Interface markup and scripts
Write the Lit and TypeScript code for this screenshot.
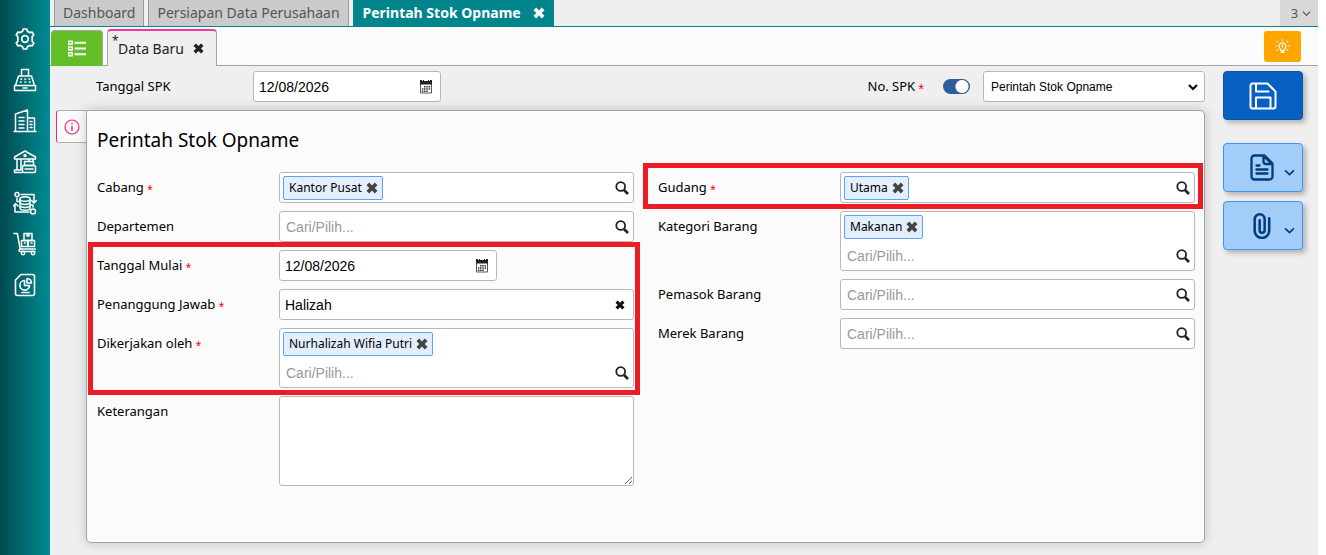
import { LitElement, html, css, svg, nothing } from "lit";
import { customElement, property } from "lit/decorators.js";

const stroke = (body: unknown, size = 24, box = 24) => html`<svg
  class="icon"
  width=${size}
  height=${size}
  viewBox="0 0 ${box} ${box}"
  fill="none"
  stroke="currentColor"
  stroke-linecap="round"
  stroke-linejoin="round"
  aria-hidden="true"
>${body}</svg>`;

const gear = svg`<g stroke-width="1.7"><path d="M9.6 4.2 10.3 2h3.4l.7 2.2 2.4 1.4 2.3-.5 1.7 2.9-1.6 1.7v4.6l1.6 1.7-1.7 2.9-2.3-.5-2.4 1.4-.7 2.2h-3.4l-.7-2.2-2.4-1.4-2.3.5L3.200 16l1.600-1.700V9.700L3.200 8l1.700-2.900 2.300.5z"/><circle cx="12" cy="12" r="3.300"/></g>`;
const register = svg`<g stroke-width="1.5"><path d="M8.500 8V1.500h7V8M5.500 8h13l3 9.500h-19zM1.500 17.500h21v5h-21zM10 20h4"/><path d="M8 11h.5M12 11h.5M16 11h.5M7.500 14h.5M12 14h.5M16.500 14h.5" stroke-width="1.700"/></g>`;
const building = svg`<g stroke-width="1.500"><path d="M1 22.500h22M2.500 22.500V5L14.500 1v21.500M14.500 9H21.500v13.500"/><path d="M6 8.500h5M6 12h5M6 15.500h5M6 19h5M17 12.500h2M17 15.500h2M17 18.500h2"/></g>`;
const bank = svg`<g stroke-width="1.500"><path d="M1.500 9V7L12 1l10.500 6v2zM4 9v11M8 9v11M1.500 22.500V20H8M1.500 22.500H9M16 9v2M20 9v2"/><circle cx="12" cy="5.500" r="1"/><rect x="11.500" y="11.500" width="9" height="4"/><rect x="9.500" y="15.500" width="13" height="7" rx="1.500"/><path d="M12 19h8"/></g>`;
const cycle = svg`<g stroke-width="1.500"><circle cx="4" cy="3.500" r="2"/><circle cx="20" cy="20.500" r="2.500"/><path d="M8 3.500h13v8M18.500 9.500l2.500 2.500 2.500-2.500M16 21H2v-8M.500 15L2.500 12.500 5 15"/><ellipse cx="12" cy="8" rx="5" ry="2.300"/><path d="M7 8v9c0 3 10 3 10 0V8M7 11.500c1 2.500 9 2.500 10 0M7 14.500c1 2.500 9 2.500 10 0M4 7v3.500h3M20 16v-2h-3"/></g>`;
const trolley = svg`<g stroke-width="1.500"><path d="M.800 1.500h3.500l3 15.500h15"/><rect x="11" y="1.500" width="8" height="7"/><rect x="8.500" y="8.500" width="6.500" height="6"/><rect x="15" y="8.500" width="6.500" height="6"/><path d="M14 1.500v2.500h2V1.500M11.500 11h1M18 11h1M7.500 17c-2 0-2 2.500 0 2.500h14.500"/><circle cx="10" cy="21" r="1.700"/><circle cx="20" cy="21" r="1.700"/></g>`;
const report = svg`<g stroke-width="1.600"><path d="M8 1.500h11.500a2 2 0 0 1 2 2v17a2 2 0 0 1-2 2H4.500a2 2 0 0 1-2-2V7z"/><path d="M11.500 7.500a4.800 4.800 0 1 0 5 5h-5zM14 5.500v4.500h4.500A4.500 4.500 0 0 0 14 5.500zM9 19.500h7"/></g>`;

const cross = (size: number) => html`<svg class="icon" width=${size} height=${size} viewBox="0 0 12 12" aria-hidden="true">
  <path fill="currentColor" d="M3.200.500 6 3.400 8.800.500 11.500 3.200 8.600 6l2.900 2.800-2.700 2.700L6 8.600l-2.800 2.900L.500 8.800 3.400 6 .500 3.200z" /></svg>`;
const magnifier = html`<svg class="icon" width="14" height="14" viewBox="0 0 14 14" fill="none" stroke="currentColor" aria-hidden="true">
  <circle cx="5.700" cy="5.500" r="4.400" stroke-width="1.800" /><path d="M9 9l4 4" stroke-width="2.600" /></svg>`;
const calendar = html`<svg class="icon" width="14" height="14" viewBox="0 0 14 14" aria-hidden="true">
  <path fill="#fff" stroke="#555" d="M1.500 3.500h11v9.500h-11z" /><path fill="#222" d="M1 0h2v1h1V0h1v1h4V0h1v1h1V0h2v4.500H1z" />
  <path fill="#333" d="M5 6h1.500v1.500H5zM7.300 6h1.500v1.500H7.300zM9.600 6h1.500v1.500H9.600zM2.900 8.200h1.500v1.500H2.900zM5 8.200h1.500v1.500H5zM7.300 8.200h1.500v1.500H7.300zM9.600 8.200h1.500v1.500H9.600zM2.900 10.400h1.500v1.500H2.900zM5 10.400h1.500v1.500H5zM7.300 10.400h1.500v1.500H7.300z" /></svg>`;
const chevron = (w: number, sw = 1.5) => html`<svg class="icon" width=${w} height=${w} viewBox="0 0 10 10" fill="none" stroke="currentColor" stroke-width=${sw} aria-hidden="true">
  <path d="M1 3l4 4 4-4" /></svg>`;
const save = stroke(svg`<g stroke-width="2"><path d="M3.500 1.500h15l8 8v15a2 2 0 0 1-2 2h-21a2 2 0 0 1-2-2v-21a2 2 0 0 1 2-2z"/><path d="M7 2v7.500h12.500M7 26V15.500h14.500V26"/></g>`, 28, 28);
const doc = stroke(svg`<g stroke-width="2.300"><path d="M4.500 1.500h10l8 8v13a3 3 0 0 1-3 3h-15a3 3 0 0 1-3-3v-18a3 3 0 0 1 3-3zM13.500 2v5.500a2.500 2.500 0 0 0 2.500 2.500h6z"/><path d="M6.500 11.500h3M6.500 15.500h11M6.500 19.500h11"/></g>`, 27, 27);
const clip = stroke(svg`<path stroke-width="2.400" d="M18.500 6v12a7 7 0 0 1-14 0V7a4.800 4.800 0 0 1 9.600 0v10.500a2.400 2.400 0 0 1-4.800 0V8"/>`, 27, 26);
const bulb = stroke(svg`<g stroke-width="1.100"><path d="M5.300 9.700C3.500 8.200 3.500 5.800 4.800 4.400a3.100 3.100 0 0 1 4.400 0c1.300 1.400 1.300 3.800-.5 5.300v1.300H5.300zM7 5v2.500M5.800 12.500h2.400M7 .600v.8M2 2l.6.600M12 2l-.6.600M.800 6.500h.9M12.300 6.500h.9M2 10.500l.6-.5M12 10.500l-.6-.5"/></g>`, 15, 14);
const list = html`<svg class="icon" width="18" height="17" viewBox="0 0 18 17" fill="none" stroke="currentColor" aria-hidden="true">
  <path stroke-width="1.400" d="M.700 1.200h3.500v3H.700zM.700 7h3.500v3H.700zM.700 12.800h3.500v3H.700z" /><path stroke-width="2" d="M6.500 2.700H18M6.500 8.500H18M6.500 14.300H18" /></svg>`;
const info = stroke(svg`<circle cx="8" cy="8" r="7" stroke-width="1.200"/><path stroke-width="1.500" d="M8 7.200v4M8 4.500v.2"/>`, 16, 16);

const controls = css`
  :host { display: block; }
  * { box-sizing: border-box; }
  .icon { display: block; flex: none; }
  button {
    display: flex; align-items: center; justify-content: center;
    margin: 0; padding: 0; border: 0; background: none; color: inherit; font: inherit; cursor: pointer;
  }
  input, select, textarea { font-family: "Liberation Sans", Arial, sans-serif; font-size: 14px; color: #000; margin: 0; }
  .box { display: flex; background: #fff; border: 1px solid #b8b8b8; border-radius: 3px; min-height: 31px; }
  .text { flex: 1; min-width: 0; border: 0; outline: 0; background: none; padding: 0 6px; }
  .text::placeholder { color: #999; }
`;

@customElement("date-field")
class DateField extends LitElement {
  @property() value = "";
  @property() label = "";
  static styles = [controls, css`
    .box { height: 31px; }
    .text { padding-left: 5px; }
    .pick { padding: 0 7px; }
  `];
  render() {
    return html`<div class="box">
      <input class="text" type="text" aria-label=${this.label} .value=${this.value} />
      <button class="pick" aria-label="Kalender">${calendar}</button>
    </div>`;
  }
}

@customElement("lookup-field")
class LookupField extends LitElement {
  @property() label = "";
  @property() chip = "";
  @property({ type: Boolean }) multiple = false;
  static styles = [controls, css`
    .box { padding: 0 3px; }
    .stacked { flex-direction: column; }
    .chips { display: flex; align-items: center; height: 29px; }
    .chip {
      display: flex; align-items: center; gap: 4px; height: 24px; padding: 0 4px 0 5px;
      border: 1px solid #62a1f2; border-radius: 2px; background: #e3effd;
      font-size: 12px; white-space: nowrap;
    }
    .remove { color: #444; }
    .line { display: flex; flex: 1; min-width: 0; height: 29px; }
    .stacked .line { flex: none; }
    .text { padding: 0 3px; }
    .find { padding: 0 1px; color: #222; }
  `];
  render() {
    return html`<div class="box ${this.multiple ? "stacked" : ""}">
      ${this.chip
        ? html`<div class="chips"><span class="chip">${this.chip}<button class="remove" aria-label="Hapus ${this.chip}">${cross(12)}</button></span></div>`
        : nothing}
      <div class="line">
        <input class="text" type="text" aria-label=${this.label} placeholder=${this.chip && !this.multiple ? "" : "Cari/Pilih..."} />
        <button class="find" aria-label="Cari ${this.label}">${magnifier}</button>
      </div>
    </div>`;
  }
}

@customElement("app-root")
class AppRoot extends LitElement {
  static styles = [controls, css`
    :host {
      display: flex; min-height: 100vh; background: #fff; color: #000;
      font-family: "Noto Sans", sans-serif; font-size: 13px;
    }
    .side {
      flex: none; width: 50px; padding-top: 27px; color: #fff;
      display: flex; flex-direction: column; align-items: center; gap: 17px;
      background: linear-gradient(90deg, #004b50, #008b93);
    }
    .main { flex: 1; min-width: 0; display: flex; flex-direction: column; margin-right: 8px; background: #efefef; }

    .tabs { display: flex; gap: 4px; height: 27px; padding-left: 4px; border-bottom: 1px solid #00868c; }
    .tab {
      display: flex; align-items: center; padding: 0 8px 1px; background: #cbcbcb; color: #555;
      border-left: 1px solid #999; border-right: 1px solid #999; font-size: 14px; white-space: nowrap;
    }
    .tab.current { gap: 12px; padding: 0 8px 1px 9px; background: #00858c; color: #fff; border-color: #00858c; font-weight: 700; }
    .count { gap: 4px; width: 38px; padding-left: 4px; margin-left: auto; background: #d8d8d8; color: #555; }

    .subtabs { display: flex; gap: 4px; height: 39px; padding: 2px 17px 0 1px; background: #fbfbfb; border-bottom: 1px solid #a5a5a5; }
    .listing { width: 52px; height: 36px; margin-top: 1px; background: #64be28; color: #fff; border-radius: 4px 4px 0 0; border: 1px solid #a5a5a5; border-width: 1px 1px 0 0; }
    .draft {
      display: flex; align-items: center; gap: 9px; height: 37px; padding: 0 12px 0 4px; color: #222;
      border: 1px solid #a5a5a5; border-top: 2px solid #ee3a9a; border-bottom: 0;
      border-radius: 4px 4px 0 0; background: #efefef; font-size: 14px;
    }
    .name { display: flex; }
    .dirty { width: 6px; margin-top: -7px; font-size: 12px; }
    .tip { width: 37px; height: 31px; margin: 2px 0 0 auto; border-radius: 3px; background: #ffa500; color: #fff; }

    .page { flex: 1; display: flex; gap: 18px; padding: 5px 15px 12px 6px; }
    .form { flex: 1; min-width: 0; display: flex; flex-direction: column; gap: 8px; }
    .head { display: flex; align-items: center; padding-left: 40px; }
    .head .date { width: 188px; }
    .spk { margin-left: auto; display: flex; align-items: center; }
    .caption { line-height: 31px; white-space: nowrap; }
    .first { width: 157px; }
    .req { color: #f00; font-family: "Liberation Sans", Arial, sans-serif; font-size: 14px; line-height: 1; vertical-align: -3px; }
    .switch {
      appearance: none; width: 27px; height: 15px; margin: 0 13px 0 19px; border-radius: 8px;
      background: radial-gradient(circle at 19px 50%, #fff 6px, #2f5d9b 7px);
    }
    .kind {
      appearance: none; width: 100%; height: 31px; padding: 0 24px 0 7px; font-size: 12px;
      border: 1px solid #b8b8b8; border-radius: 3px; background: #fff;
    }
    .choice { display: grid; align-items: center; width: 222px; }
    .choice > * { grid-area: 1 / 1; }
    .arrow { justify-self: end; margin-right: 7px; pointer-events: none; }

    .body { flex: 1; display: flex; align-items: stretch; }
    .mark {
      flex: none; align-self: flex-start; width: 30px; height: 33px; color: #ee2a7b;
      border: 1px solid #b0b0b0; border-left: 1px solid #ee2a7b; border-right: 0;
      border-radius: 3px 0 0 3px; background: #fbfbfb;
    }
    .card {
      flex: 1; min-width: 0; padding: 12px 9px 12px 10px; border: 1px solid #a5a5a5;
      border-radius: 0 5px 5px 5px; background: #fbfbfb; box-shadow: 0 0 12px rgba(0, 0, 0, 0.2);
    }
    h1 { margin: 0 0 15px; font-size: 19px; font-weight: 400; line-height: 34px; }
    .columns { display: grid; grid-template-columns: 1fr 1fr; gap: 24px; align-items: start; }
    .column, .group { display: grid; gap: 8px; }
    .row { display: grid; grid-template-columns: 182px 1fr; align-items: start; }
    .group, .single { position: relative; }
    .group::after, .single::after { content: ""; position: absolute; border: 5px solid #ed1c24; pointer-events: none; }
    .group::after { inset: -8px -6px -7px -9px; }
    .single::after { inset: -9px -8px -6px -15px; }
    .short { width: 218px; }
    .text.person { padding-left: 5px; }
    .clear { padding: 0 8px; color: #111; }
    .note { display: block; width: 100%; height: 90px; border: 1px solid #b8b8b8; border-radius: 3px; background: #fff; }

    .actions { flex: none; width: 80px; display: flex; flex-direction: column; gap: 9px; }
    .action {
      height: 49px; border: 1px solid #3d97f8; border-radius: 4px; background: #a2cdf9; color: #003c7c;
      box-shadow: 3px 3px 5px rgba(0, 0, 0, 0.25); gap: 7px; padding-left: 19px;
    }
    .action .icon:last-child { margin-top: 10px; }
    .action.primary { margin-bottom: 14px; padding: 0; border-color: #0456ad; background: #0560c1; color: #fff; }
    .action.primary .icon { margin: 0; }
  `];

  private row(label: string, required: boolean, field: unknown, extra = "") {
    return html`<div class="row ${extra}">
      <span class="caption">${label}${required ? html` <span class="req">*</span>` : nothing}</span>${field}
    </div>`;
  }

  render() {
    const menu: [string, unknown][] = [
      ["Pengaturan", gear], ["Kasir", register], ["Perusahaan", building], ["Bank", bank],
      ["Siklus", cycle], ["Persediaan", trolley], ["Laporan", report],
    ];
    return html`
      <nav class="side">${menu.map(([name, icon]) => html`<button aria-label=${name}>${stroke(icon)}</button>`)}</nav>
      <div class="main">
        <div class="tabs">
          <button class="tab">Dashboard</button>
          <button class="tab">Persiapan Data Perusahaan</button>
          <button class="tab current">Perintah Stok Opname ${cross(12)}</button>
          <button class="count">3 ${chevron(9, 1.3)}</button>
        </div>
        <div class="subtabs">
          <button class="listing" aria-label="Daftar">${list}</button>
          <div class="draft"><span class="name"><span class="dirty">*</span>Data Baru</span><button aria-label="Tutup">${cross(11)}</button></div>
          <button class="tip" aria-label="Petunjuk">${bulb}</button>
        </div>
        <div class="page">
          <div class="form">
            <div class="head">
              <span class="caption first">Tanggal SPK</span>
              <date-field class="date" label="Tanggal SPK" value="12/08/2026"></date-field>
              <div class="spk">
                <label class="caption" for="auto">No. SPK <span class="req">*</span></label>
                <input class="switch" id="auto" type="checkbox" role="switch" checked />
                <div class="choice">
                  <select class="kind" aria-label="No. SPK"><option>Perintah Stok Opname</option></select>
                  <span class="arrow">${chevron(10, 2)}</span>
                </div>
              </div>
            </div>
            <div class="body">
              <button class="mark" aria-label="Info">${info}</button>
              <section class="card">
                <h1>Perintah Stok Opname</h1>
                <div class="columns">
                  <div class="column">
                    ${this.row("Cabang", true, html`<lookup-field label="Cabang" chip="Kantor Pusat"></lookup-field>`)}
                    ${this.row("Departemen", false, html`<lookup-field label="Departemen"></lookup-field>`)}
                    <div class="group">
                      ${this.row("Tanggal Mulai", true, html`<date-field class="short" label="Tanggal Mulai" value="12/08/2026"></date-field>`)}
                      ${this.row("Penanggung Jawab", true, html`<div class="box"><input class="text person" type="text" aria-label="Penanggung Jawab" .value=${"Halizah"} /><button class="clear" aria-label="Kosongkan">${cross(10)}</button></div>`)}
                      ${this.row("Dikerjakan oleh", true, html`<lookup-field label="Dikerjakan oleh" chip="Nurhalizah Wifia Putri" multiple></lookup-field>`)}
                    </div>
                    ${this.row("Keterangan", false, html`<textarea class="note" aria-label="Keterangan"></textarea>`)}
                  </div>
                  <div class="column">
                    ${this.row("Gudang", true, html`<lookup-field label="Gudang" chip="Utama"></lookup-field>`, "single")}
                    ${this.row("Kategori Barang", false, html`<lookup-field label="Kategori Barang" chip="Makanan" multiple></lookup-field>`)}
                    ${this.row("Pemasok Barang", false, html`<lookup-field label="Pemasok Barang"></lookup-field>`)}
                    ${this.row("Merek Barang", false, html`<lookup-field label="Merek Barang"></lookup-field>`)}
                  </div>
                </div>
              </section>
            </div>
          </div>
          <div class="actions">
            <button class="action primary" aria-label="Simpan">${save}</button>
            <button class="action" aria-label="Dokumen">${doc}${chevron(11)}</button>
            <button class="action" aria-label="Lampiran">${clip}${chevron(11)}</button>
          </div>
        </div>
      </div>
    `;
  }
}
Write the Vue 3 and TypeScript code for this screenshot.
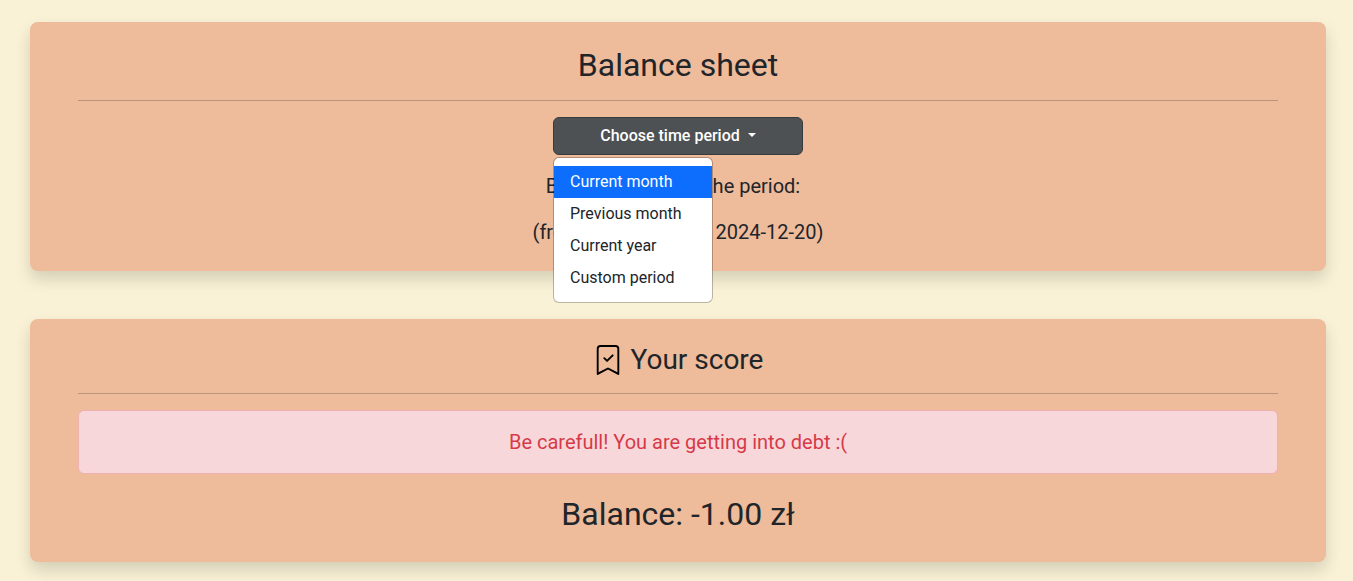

--- Written request ---
Gather all lines with the string "code" from the data.

--- Expected output ---
Write the Lit and TypeScript code for this screenshot.
Write the Vue 3 and TypeScript code for this screenshot.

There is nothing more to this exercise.